Дмитрий выпил кофе, но есть не мог – затошнило от запаха эрзац-колбасы.
– Не хочешь? – раздался голос с носилок. – Ну дай мне.
Ага, очнулся сосед. Значит, он был жив…
Дмитрий повернул голову, протянул руку с бутербродом – да и замер: на него смотрело бледное лицо Полуэктова…
– Ну, тесен же мир, – буркнул тот, отдергивая руку от бутерброда Дмитрия, словно от гранаты с выдернутой чекой.
– Не хочешь? – Дмитрий разжал пальцы, хлеб и колбаса упали в грязь. – Ну, как хочешь!
Откинулся на спину. Лежал молча, сердце колотилось в горле.
«Не нужно, чтобы мерзавец понял, что я узнал его».
Он сам не понимал, почему, почему не нужно, но чувствовал, что в этом его спасение. Между тем страшно хотелось пристать к Полуэктову, как пиявка, начать расспрашивать его, кто он, зачем преследовал, правдивы ли догадки Дмитрия – что этот загадочный и зловещий человек с безликой фамилией Иванов, некогда встреченный в трактире «Попугай!», послал Полуэктова искать клятвопреступника Аксакова по всем фронтам.
«Нет, буду молчать, – думал Дмитрий, словно ребенок, который прячется под одеяло, уверенный, что все страхи мира, клубящиеся над его головой, унесутся, словно стаи хищных птиц, не нашедших поживы. – Сделаю вид, что я его не узнал. В конце концов, и там, в «мышиной норке», я мог его не узнать. Да и солдаты вполне могли не говорить мне, что захожий унтер расспрашивал об их ротном. Суну голову под крыло, как страус… Промолчу!»
Полуэктов какое-то время смотрел на Дмитрия (тот чувствовал его напряженный, недоверчивый взгляд, но как лег на спину, так больше не шевелился), потом опустил голову на подушку и, кажется, заснул.
Дмитрию невыносимо хотелось спать, но он почему-то ощущал, что делать этого нельзя.
Пришли врач и сестра милосердия, сделали перевязку. Боль вроде бы притихла, но пошевелиться было невозможно. Стреляло в ноге, отдавалось во всем теле… Дмитрий молчал, старался не стонать – потому что стонал Полуэктов. Противно было хоть в чем-то ему уподобиться.

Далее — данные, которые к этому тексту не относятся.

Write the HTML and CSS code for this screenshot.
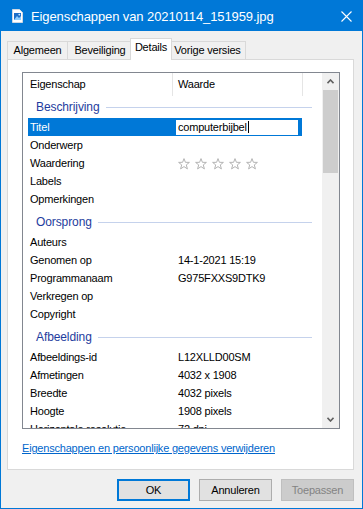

«Поверил он, что я его не узнал? Как думает воспользоваться этим? Или от боли про все на свете забыл? Ну так я не забыл!»
Полуэктов был ранен в правую руку и в правую ногу. Он стонал, стонал, потом притих – видимо, опять уснул.
Вдруг мимо затопало множество ног, началась какая-то суматоха. Дмитрий встряхнулся – шум прогонял сон. Ловил обрывки фраз. Говорили о внезапном прорыве русских, об эвакуации раненых.
«А с нами что? Бросят или заберут с собой?»
– А с этими что? Оставим или заберем с собой? – словно подслушав мысли Дмитрия, крикнул кто-то совсем рядом, за брезентовой стенкой палатки.
– Приказ – брать только офицеров, низших чинов и унтеров оставлять! – ответил другой.
У Дмитрия вмиг прояснилось в голове. Сна как не бывало.
– Эвакуация госпиталя! – прокричал чей-то переполошенный голос. – Скорей! Несите раненых, грузите на подводы!
Дмитрий, как завороженный, смотрел на серую шинель с погонами унтер-офицера, накрывавшую Полуэктова. Можно навсегда избавиться от слежки, от преследования. Надо только доползти, стащить с Полуэктова шинель, а накрыть своей… Скрыться, отлежаться до прихода своих… А того… того пусть берут, пусть увозят в Германию!
Дмитрий словно бы видел, как сползает с носилок, пересекает комнату, добирается до Полуэктова, меняет шинели… Нет, эта сволочь может проснуться… Что же делать?